I picked Llama3:8B, Phi-3:4B and Gemma:9B models and ran them on 4 devices:
- 2023 Macbook Pro 14” with M3 Pro
- 2021 Macbook Pro 14” with M1 Pro
- 2019 MBP 16” with 2.6 GHz 6-Core Intel Core i7
- Windows desktop (Ryzen 5 1600, RTX 1080Ti)
I installed the models using ollama, and used a simple prompt for comparing them: “What’s the best way for me to learn about LLMs?”
Comparison
Overall, the desktop is the fastest - almost twices as fast as the M-series Macbooks, and an order of magnitude faster than the Intel laptop. This is followed by M1 Pro and then M3 Pro which is shocking, but more on that below.
Although the desktop has 7 year old hardware, the desktop still has one of the best graphics cards that Nvidia has ever released and 48GB of RAM, so this isn’t too surprising. Ranging from 46 to 76 tokens/s, it generates text much faster than I can read it.

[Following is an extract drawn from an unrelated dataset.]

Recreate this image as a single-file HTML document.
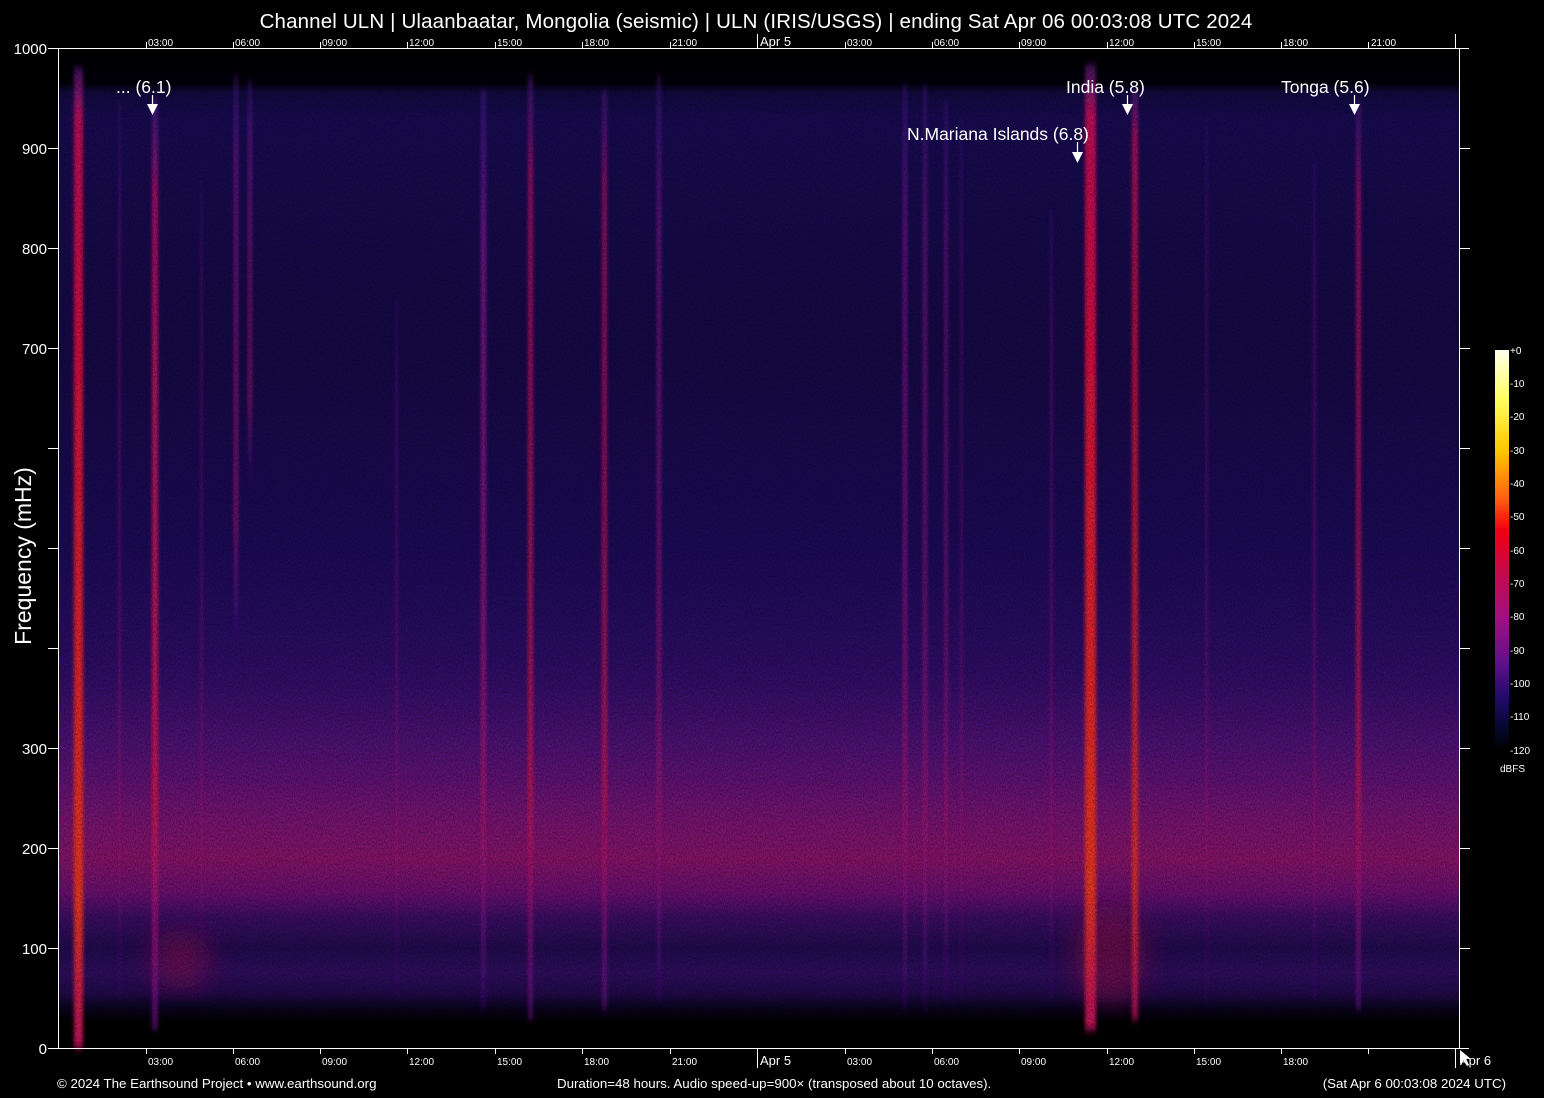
<!DOCTYPE html>
<html><head><meta charset="utf-8"><style>
html,body{margin:0;padding:0;background:#000;}
svg{display:block;}
text{font-family:"Liberation Sans",Arial,sans-serif;fill:#fff;}
</style></head><body>
<svg width="1544" height="1098" viewBox="0 0 1544 1098" xmlns="http://www.w3.org/2000/svg">
<defs>
<linearGradient id="bg" x1="0" y1="0" x2="0" y2="1">
<stop offset="0" stop-color="#000"/>
<stop offset="0.035" stop-color="#02010a"/>
<stop offset="0.045" stop-color="#120a40"/>
<stop offset="0.07" stop-color="#180b52"/>
<stop offset="0.3" stop-color="#160946"/>
<stop offset="0.5" stop-color="#1c0b58"/>
<stop offset="0.62" stop-color="#2e0d68"/>
<stop offset="0.7" stop-color="#501276"/>
<stop offset="0.77" stop-color="#761472"/>
<stop offset="0.81" stop-color="#861468"/>
<stop offset="0.845" stop-color="#6a1070"/>
<stop offset="0.87" stop-color="#3a0e62"/>
<stop offset="0.9" stop-color="#220b50"/>
<stop offset="0.925" stop-color="#2e0e5e"/>
<stop offset="0.945" stop-color="#220a4c"/>
<stop offset="0.96" stop-color="#0a0420"/>
<stop offset="0.975" stop-color="#000"/>
<stop offset="1" stop-color="#000"/>
</linearGradient>
<linearGradient id="cb" x1="0" y1="0" x2="0" y2="1">
<stop offset="0" stop-color="#fffff0"/>
<stop offset="0.12" stop-color="#ffff60"/>
<stop offset="0.25" stop-color="#ffc800"/>
<stop offset="0.37" stop-color="#ff6010"/>
<stop offset="0.45" stop-color="#f00010"/>
<stop offset="0.55" stop-color="#c80848"/>
<stop offset="0.67" stop-color="#a01080"/>
<stop offset="0.78" stop-color="#60108a"/>
<stop offset="0.87" stop-color="#200a6a"/>
<stop offset="0.94" stop-color="#080830"/>
<stop offset="1" stop-color="#000"/>
</linearGradient>
<linearGradient id="sRed" x1="0" y1="0" x2="0" y2="1">
<stop offset="0" stop-color="#7020a0" stop-opacity="0.6"/>
<stop offset="0.05" stop-color="#c01058"/>
<stop offset="0.3" stop-color="#d81040"/>
<stop offset="0.65" stop-color="#e82828"/>
<stop offset="0.85" stop-color="#ec3820"/>
<stop offset="1" stop-color="#c01060"/>
</linearGradient>
<linearGradient id="sMag" x1="0" y1="0" x2="0" y2="1">
<stop offset="0" stop-color="#6020a0" stop-opacity="0.5"/>
<stop offset="0.1" stop-color="#a81068"/>
<stop offset="0.75" stop-color="#c81850"/>
<stop offset="1" stop-color="#8010a0" stop-opacity="0.6"/>
</linearGradient>
<linearGradient id="sPur" x1="0" y1="0" x2="0" y2="1">
<stop offset="0" stop-color="#5020a0" stop-opacity="0.5"/>
<stop offset="0.15" stop-color="#7a1890"/>
<stop offset="0.8" stop-color="#a01870"/>
<stop offset="1" stop-color="#6010a0" stop-opacity="0.3"/>
</linearGradient>
<filter id="bl" x="-50%" y="-5%" width="200%" height="110%"><feGaussianBlur stdDeviation="1.8 4"/></filter>
<filter id="bl2" x="-50%" y="-20%" width="200%" height="140%"><feGaussianBlur stdDeviation="14 12"/></filter>
<filter id="noise" x="0" y="0" width="100%" height="100%">
<feTurbulence type="fractalNoise" baseFrequency="0.9 0.5" numOctaves="1" seed="3"/>
<feColorMatrix values="0 0 0 0 0  0 0 0 0 0  0 0 0 0 0  0 0 0 -1.6 1.1"/>
</filter>
</defs>

<text x="756" y="28" font-size="20.5" text-anchor="middle" letter-spacing="0.15">Channel ULN | Ulaanbaatar, Mongolia (seismic) | ULN (IRIS/USGS) | ending Sat Apr 06 00:03:08 UTC 2024</text>

<rect x="58" y="48" width="1401" height="1000" fill="url(#bg)"/>
<ellipse cx="180" cy="960" rx="30" ry="30" fill="#901050" filter="url(#bl2)" opacity="0.55"/>
<ellipse cx="1110" cy="955" rx="35" ry="50" fill="#a01040" filter="url(#bl2)" opacity="0.5"/>

<g filter="url(#bl)">
<rect x="74" y="68" width="9" height="980" fill="url(#sRed)"/>
<rect x="152" y="100" width="6" height="930" fill="url(#sMag)"/>
<rect x="118" y="100" width="3" height="900" fill="url(#sPur)" opacity="0.5"/>
<rect x="200" y="180" width="3" height="820" fill="url(#sPur)" opacity="0.4"/>
<rect x="234" y="75" width="4" height="560" fill="url(#sPur)" opacity="0.8"/>
<rect x="248" y="80" width="4" height="400" fill="url(#sPur)" opacity="0.7"/>
<rect x="395" y="300" width="3" height="700" fill="url(#sPur)" opacity="0.4"/>
<rect x="481" y="90" width="5" height="920" fill="url(#sPur)" opacity="0.9"/>
<rect x="528" y="75" width="5" height="945" fill="url(#sMag)" opacity="0.85"/>
<rect x="602" y="90" width="5" height="920" fill="url(#sMag)" opacity="0.8"/>
<rect x="657" y="75" width="4" height="925" fill="url(#sPur)" opacity="0.8"/>
<rect x="903" y="85" width="4" height="925" fill="url(#sPur)" opacity="0.8"/>
<rect x="923" y="85" width="4" height="925" fill="url(#sPur)" opacity="0.7"/>
<rect x="944" y="100" width="4" height="900" fill="url(#sPur)" opacity="0.6"/>
<rect x="960" y="120" width="3" height="880" fill="url(#sPur)" opacity="0.4"/>
<rect x="1050" y="210" width="3" height="790" fill="url(#sPur)" opacity="0.5"/>
<rect x="1085" y="65" width="11" height="965" fill="url(#sRed)"/>
<rect x="1132" y="90" width="6" height="930" fill="url(#sRed)" opacity="0.85"/>
<rect x="1205" y="120" width="3" height="890" fill="url(#sPur)" opacity="0.4"/>
<rect x="1313" y="160" width="3" height="840" fill="url(#sPur)" opacity="0.5"/>
<rect x="1356" y="100" width="5" height="910" fill="url(#sMag)" opacity="0.8"/>
</g>
<rect x="58" y="48" width="1401" height="1000" filter="url(#noise)" opacity="0.45"/>

<g stroke="#fff" stroke-width="1" fill="none">
<line x1="58.5" y1="48" x2="58.5" y2="1048"/>
<line x1="1459.5" y1="48" x2="1459.5" y2="1048"/>
<line x1="48" y1="1048.5" x2="1469" y2="1048.5"/>
<line x1="48" y1="48.5" x2="1469" y2="48.5"/>
<path d="M48 148.5h10M48 248.5h10M48 348.5h10M48 448.5h10M48 548.5h10M48 648.5h10M48 748.5h10M48 848.5h10M48 948.5h10"/>
<path d="M1460 148.5h10M1460 248.5h10M1460 348.5h10M1460 448.5h10M1460 548.5h10M1460 648.5h10M1460 748.5h10M1460 848.5h10M1460 948.5h10"/>
<path d="M146.5 1048v6M233.5 1048v6M320.5 1048v6M407.5 1048v6M495.5 1048v6M582.5 1048v6M670.5 1048v6M757.5 1048v20M845.5 1048v6M932.5 1048v6M1019.5 1048v6M1107.5 1048v6M1194.5 1048v6M1281.5 1048v6M1368.5 1048v6M1455.5 1048v20"/>
<path d="M146.5 48v-6M233.5 48v-6M320.5 48v-6M407.5 48v-6M495.5 48v-6M582.5 48v-6M670.5 48v-6M757.5 48v-14M845.5 48v-6M932.5 48v-6M1019.5 48v-6M1107.5 48v-6M1194.5 48v-6M1281.5 48v-6M1368.5 48v-6M1455.5 48v-14"/>
</g>

<g font-size="15" text-anchor="end">
<text x="47" y="54">1000</text><text x="47" y="154">900</text><text x="47" y="254">800</text><text x="47" y="354">700</text>
<text x="47" y="754">300</text><text x="47" y="854">200</text><text x="47" y="954">100</text><text x="47" y="1054">0</text>
</g>
<text transform="translate(31,556) rotate(-90)" font-size="23" text-anchor="middle">Frequency (mHz)</text>

<g font-size="10">
<text x="148" y="1065">03:00</text><text x="235" y="1065">06:00</text><text x="322" y="1065">09:00</text><text x="409" y="1065">12:00</text><text x="497" y="1065">15:00</text><text x="584" y="1065">18:00</text><text x="672" y="1065">21:00</text>
<text x="847" y="1065">03:00</text><text x="934" y="1065">06:00</text><text x="1021" y="1065">09:00</text><text x="1109" y="1065">12:00</text><text x="1196" y="1065">15:00</text><text x="1283" y="1065">18:00</text>
<text x="148" y="46">03:00</text><text x="235" y="46">06:00</text><text x="322" y="46">09:00</text><text x="409" y="46">12:00</text><text x="497" y="46">15:00</text><text x="584" y="46">18:00</text><text x="672" y="46">21:00</text>
<text x="847" y="46">03:00</text><text x="934" y="46">06:00</text><text x="1021" y="46">09:00</text><text x="1109" y="46">12:00</text><text x="1196" y="46">15:00</text><text x="1283" y="46">18:00</text><text x="1371" y="46">21:00</text>
</g>
<text x="760" y="1065" font-size="13">Apr  5</text>
<text x="1460" y="1065" font-size="13">Apr  6</text>
<text x="760" y="46" font-size="13">Apr  5</text>
<path d="M1460 1050l0 14 3-4 4 6 2-1-3-6 5 0z" fill="#fff"/>

<g font-size="17.5">
<text x="116" y="93">... (6.1)</text>
<text x="1066" y="93">India (5.8)</text>
<text x="1281" y="93">Tonga (5.6)</text>
<text x="907" y="140">N.Mariana Islands (6.8)</text>
</g>
<g stroke="#fff" stroke-width="1.2"><path d="M152.5 95v10M1127.5 95v10M1354.5 95v10M1077.5 142v12"/></g>
<g fill="#fff"><path d="M147 104h11l-5.5 11z"/><path d="M1122 104h11l-5.5 11z"/><path d="M1349 104h11l-5.5 11z"/><path d="M1072 152h11l-5.5 11z"/></g>

<rect x="1495" y="350" width="14" height="400" fill="url(#cb)"/>
<g font-size="10" fill="#ddd">
<text x="1510" y="354">+0</text><text x="1510" y="387">-10</text><text x="1510" y="420">-20</text><text x="1510" y="454">-30</text><text x="1510" y="487">-40</text><text x="1510" y="520">-50</text><text x="1510" y="554">-60</text><text x="1510" y="587">-70</text><text x="1510" y="620">-80</text><text x="1510" y="654">-90</text><text x="1510" y="687">-100</text><text x="1510" y="720">-110</text><text x="1510" y="754">-120</text>
<text x="1500" y="772">dBFS</text>
</g>

<g font-size="13.3">
<text x="57" y="1088">© 2024 The Earthsound Project • www.earthsound.org</text>
<text x="557" y="1088">Duration=48 hours. Audio speed-up=900× (transposed about 10 octaves).</text>
<text x="1506" y="1088" text-anchor="end">(Sat Apr  6 00:03:08 2024 UTC)</text>
</g>
</svg>
</body></html>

Phi is the smallest model here, and also the fastest. But that too is only 10 tokens/s on the Intel Mac, so not too practical to run on that. Llama and Gemma are slower, but not too much so.
Llama 3
Phi 3
Gemma
Why is M3 slower than M1?
The biggest surprise here is that the M3 chip is actually slightly slower than the M1 chip when running Llama 3 and Gemma. This is because LLMs are constrained by memory bandwidth, and the M3 Pro has 25% less bandwidth (150GB/s) compared to the M1 Pro (200 Gb/s). However, the difference is pretty small, and the M3 is actually a tiny bit faster with Phi-3.
Final thoughts
This is a highly unscientific benchmark, and something I only did to understand what to expect when running LLMs locally. However, it’s actually interesting to see how well these models run on local machines.
I was impressed by how fast a 7 year old desktop performed, with 2X the tokens/s compared to the latest M-series Macbooks. The M-series laptops are still fast enough to run LLMs locally.
The Intel Macbooks are slow enough to be frustrating to use, which is unfortunate because that’s the device I’d normally use to play with LLMs. I guess it’s time to set up WSL on Windows now. :)